Most languages have expressions that are really massive exaggerations and Mandarin is no different. One of my favorites is the way they say:
死了 (Sǐle) which is basically like "to death"
An example would be:
我饿死了。(Wǒ è sǐle.) which is literally "I hungry death" followed by 了 (le) which some people regard as "past tense" but really is an indication that a state has changed. This sentence basically means "I'm starving" and so the state change is that I wasn't starving but now I am.
There are several other common examples of "to death":
我累死了。(Wǒ lèi sǐle) lèi means tired. So this is really "I'm exhausted".
我害怕死了。 (Wǒ hàipà sǐle) is really scared to death. Curiously, Google Translate gives it as "I'm scared of death". I suspect they're wrong there.
While these work OK in English, a number of other common ones don't.
我忙死了。(Wǒ máng sǐle) Google says "I'm busy" but it's really "I'm really, really, really busy". We don't really say we're "busy to death".

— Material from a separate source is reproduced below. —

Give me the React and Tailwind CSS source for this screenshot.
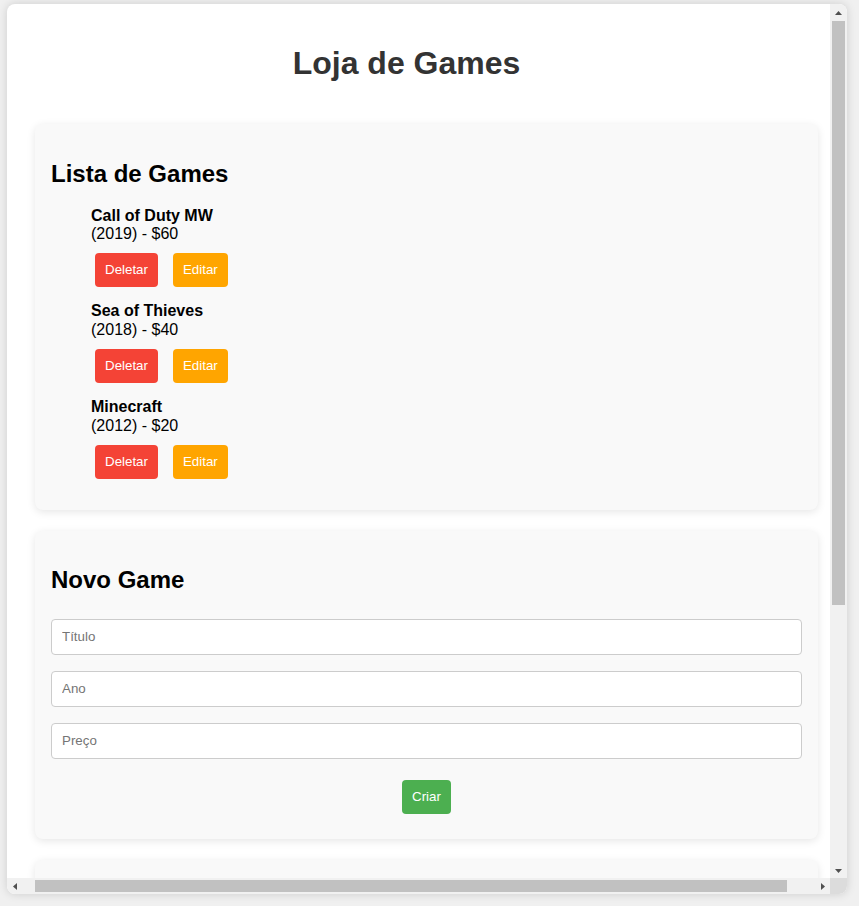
import React, { useEffect, useRef } from 'react';

const games = [
    { id: 1, title: 'Call of Duty MW', year: 2019, price: 60 },
    { id: 2, title: 'Sea of Thieves', year: 2018, price: 40 },
    { id: 3, title: 'Minecraft', year: 2012, price: 20 },
];

const inputClass =
    'h-9 w-full rounded-[4px] border border-[#ccc] bg-white px-[10px] text-[13.33px] text-black placeholder:text-[#757575] outline-none';

const cardClass = 'rounded-lg bg-[#f9f9f9] p-4 shadow-[0_2px_8px_rgba(0,0,0,0.1)]';

const Arrow = ({ dir }) => {
    const points = {
        up: '0,4 3.5,0 7,4',
        down: '0,0 7,0 3.5,4',
        left: '4,0 4,7 0,3.5',
        right: '0,0 0,7 4,3.5',
    }[dir];
    const vertical = dir === 'up' || dir === 'down';
    return (
        <svg width={vertical ? 7 : 4} height={vertical ? 4 : 7} viewBox={vertical ? '0 0 7 4' : '0 0 4 7'}>
            <polygon points={points} fill="#505050" />
        </svg>
    );
};

const GameItem = ({ game }) => (
    <li className="mb-[15px]">
        <div className="leading-[18.4px]">
            <strong className="font-bold">{game.title}</strong>
            <br />
            ({game.year}) - ${game.price}
        </div>
        <div className="mt-[10px] flex gap-[15px] pl-[4px]">
            <button className="h-[34px] rounded-[4px] bg-[#f44336] px-[10px] text-[13.33px] text-white">
                Deletar
            </button>
            <button className="h-[34px] rounded-[4px] bg-[#ffa500] px-[10px] text-[13.33px] text-white">
                Editar
            </button>
        </div>
    </li>
);

const App = () => {
    const paneRef = useRef(null);

    // the reference is scrolled a little to the right
    useEffect(() => {
        if (paneRef.current) paneRef.current.scrollLeft = 14;
    }, []);

    return (
        <div className="min-h-screen bg-[#f0f0f0] pl-[7px] pt-[4px] font-['Liberation_Sans',Arial,sans-serif] text-black">
            <div className="flex h-[890px] w-[840px] flex-col overflow-hidden rounded-lg bg-white shadow-[0_0_10px_rgba(0,0,0,0.15)]">
                <div className="flex min-h-0 flex-1">
                    <div ref={paneRef} className="min-w-0 flex-1 overflow-hidden">
                        <div className="w-[872px] pb-5 pl-[42px] pr-[47px] pt-5">
                            <h1 className="mb-[42px] mt-[21px] pr-10 text-center text-[32px] font-bold leading-[37px] text-[#333]">
                                Loja de Games
                            </h1>

                            <section className={cardClass}>
                                <h2 className="mb-5 mt-[19px] pt-px text-2xl font-bold leading-[27.6px]">Lista de Games</h2>
                                <ul className="-mt-px pl-10">
                                    {games.map((g) => (
                                        <GameItem key={g.id} game={g} />
                                    ))}
                                </ul>
                            </section>

                            <section className={`mt-[21px] ${cardClass}`}>
                                <h2 className="mb-5 mt-[19px] text-2xl font-bold leading-[27.6px]">Novo Game</h2>
                                <form className="flex flex-col gap-4 pt-[5px]" onSubmit={(e) => e.preventDefault()}>
                                    <input className={inputClass} placeholder="Título" />
                                    <input className={inputClass} placeholder="Ano" />
                                    <input className={inputClass} placeholder="Preço" />
                                    <div className="mb-[9px] mt-[5px] flex justify-center">
                                        <button className="h-[34px] rounded-[4px] bg-[#4caf50] px-[10px] text-[13.33px] text-white">
                                            Criar
                                        </button>
                                    </div>
                                </form>
                            </section>

                            <section className={`mt-[21px] h-[389px] ${cardClass}`} />
                        </div>
                    </div>

                    {/* vertical scrollbar */}
                    <div className="flex w-[17px] flex-col items-center bg-[#f1f1f1]">
                        <div className="flex h-[15px] w-full items-center justify-center pt-[2px]">
                            <Arrow dir="up" />
                        </div>
                        <div className="flex-1">
                            <div className="mt-[2px] h-[584px] w-[13px] bg-[#c1c1c1]" />
                        </div>
                        <div className="flex h-[15px] w-full items-center justify-center">
                            <Arrow dir="down" />
                        </div>
                    </div>
                </div>

                {/* horizontal scrollbar */}
                <div className="flex h-[16px]">
                    <div className="flex flex-1 items-center bg-[#f1f1f1]">
                        <div className="flex h-full w-[15px] items-center justify-center">
                            <Arrow dir="left" />
                        </div>
                        <div className="flex-1">
                            <div className="ml-[13px] h-[12px] w-[752px] bg-[#c1c1c1]" />
                        </div>
                        <div className="flex h-full w-[15px] items-center justify-center">
                            <Arrow dir="right" />
                        </div>
                    </div>
                    <div className="w-[17px] bg-[#dcdcdc]" />
                </div>
            </div>
        </div>
    );
};

export default App;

它贵死了。(Tā guì sǐle) I don't quite get how "expensive" to death makes much sense but it's OK in Mandarin. This means "it's so very, very expensive".
它难吃死了。(Tā nán chī sǐle) is even stranger. It's basically "it tastes really bad".
我都急死了。(Wǒ dū jísǐle) Google says "I'm in a hurry" but this is more like "I'm really anxious" or perhaps "I'm really nervous".